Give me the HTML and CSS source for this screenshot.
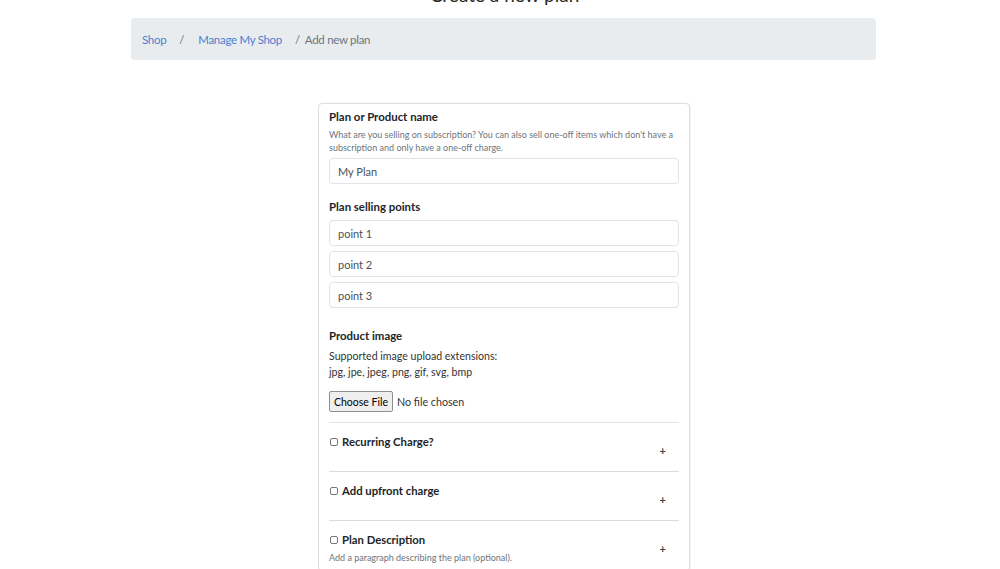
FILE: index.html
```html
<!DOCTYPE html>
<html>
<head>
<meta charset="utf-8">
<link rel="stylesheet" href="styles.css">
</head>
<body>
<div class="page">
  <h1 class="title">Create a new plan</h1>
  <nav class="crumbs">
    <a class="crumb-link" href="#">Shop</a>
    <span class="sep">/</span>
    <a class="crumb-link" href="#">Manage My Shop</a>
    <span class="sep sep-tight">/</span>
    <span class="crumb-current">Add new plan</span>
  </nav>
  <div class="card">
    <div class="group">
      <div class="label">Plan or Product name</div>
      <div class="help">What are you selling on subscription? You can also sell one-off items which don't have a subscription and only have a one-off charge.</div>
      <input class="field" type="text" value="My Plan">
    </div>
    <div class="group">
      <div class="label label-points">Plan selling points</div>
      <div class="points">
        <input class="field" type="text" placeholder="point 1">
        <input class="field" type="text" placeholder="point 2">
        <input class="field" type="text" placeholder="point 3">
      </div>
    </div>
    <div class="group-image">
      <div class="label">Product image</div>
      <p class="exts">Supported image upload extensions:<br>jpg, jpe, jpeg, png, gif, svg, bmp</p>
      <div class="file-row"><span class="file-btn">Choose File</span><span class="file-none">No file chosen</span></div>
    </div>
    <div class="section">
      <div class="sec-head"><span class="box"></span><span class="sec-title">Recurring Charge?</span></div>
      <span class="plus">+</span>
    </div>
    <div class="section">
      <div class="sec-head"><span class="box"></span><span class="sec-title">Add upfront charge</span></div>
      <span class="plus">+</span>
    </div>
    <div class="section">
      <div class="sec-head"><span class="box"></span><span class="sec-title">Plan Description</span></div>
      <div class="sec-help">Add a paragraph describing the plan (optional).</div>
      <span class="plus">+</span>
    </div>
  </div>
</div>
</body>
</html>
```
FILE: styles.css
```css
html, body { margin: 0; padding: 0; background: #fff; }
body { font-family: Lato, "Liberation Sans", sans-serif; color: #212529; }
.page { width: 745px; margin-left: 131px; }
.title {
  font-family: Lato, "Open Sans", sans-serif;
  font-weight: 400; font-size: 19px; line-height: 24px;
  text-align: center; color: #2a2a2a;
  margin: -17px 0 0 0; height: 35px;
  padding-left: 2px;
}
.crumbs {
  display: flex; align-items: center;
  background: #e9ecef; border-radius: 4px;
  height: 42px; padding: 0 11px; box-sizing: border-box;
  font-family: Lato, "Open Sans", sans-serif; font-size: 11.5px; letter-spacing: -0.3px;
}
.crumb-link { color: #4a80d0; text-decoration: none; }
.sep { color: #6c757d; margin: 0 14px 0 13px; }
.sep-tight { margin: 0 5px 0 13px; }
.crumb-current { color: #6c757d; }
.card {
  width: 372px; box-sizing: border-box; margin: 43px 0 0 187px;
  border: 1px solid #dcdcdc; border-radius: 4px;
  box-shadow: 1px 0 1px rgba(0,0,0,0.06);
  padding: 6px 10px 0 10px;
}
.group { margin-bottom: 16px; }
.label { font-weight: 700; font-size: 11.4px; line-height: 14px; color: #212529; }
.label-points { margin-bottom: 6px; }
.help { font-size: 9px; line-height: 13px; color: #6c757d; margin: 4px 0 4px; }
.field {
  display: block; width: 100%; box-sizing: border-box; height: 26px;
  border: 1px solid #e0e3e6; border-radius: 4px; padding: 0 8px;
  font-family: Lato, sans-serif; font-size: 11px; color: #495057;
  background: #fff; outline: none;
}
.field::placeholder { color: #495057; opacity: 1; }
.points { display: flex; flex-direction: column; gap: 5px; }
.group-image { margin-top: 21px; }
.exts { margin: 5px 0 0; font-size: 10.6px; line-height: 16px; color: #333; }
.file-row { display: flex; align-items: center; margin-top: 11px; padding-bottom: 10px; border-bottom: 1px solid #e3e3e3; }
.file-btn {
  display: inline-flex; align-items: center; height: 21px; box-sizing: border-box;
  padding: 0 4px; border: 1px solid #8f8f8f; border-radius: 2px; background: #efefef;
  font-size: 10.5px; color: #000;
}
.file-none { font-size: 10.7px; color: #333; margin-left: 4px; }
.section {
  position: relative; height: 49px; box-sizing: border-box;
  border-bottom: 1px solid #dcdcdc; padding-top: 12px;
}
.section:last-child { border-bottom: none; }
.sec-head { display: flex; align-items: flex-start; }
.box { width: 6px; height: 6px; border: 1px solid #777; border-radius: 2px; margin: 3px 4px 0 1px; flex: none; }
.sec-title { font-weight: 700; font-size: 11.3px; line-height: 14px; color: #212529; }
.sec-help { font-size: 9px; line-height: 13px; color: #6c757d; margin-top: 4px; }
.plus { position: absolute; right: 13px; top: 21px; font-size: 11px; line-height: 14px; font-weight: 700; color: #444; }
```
========================================
> **GIVEN EXERCISE**: Make an exact reproduction of the listing above, without any pictures.

> **RESULT FOR THIS EXERCISE**:
Give me the HTML and CSS source for this screenshot.
FILE: index.html
```html
<!DOCTYPE html>
<html>
<head>
<meta charset="utf-8">
<link rel="stylesheet" href="styles.css">
</head>
<body>
<div class="page">
  <h1 class="title">Create a new plan</h1>
  <nav class="crumbs">
    <a class="crumb-link" href="#">Shop</a>
    <span class="sep">/</span>
    <a class="crumb-link" href="#">Manage My Shop</a>
    <span class="sep sep-tight">/</span>
    <span class="crumb-current">Add new plan</span>
  </nav>
  <div class="card">
    <div class="group">
      <div class="label">Plan or Product name</div>
      <div class="help">What are you selling on subscription? You can also sell one-off items which don't have a subscription and only have a one-off charge.</div>
      <input class="field" type="text" value="My Plan">
    </div>
    <div class="group">
      <div class="label label-points">Plan selling points</div>
      <div class="points">
        <input class="field" type="text" placeholder="point 1">
        <input class="field" type="text" placeholder="point 2">
        <input class="field" type="text" placeholder="point 3">
      </div>
    </div>
    <div class="group-image">
      <div class="label">Product image</div>
      <p class="exts">Supported image upload extensions:<br>jpg, jpe, jpeg, png, gif, svg, bmp</p>
      <div class="file-row"><span class="file-btn">Choose File</span><span class="file-none">No file chosen</span></div>
    </div>
    <div class="section">
      <div class="sec-head"><span class="box"></span><span class="sec-title">Recurring Charge?</span></div>
      <span class="plus">+</span>
    </div>
    <div class="section">
      <div class="sec-head"><span class="box"></span><span class="sec-title">Add upfront charge</span></div>
      <span class="plus">+</span>
    </div>
    <div class="section">
      <div class="sec-head"><span class="box"></span><span class="sec-title">Plan Description</span></div>
      <div class="sec-help">Add a paragraph describing the plan (optional).</div>
      <span class="plus">+</span>
    </div>
  </div>
</div>
</body>
</html>
```
FILE: styles.css
```css
html, body { margin: 0; padding: 0; background: #fff; }
body { font-family: Lato, "Liberation Sans", sans-serif; color: #212529; }
.page { width: 745px; margin-left: 131px; }
.title {
  font-family: Lato, "Open Sans", sans-serif;
  font-weight: 400; font-size: 19px; line-height: 24px;
  text-align: center; color: #2a2a2a;
  margin: -17px 0 0 0; height: 35px;
  padding-left: 2px;
}
.crumbs {
  display: flex; align-items: center;
  background: #e9ecef; border-radius: 4px;
  height: 42px; padding: 0 11px; box-sizing: border-box;
  font-family: Lato, "Open Sans", sans-serif; font-size: 11.5px; letter-spacing: -0.3px;
}
.crumb-link { color: #4a80d0; text-decoration: none; }
.sep { color: #6c757d; margin: 0 14px 0 13px; }
.sep-tight { margin: 0 5px 0 13px; }
.crumb-current { color: #6c757d; }
.card {
  width: 372px; box-sizing: border-box; margin: 43px 0 0 187px;
  border: 1px solid #dcdcdc; border-radius: 4px;
  box-shadow: 1px 0 1px rgba(0,0,0,0.06);
  padding: 6px 10px 0 10px;
}
.group { margin-bottom: 16px; }
.label { font-weight: 700; font-size: 11.4px; line-height: 14px; color: #212529; }
.label-points { margin-bottom: 6px; }
.help { font-size: 9px; line-height: 13px; color: #6c757d; margin: 4px 0 4px; }
.field {
  display: block; width: 100%; box-sizing: border-box; height: 26px;
  border: 1px solid #e0e3e6; border-radius: 4px; padding: 0 8px;
  font-family: Lato, sans-serif; font-size: 11px; color: #495057;
  background: #fff; outline: none;
}
.field::placeholder { color: #495057; opacity: 1; }
.points { display: flex; flex-direction: column; gap: 5px; }
.group-image { margin-top: 21px; }
.exts { margin: 5px 0 0; font-size: 10.6px; line-height: 16px; color: #333; }
.file-row { display: flex; align-items: center; margin-top: 11px; padding-bottom: 10px; border-bottom: 1px solid #e3e3e3; }
.file-btn {
  display: inline-flex; align-items: center; height: 21px; box-sizing: border-box;
  padding: 0 4px; border: 1px solid #8f8f8f; border-radius: 2px; background: #efefef;
  font-size: 10.5px; color: #000;
}
.file-none { font-size: 10.7px; color: #333; margin-left: 4px; }
.section {
  position: relative; height: 49px; box-sizing: border-box;
  border-bottom: 1px solid #dcdcdc; padding-top: 12px;
}
.section:last-child { border-bottom: none; }
.sec-head { display: flex; align-items: flex-start; }
.box { width: 6px; height: 6px; border: 1px solid #777; border-radius: 2px; margin: 3px 4px 0 1px; flex: none; }
.sec-title { font-weight: 700; font-size: 11.3px; line-height: 14px; color: #212529; }
.sec-help { font-size: 9px; line-height: 13px; color: #6c757d; margin-top: 4px; }
.plus { position: absolute; right: 13px; top: 21px; font-size: 11px; line-height: 14px; font-weight: 700; color: #444; }
```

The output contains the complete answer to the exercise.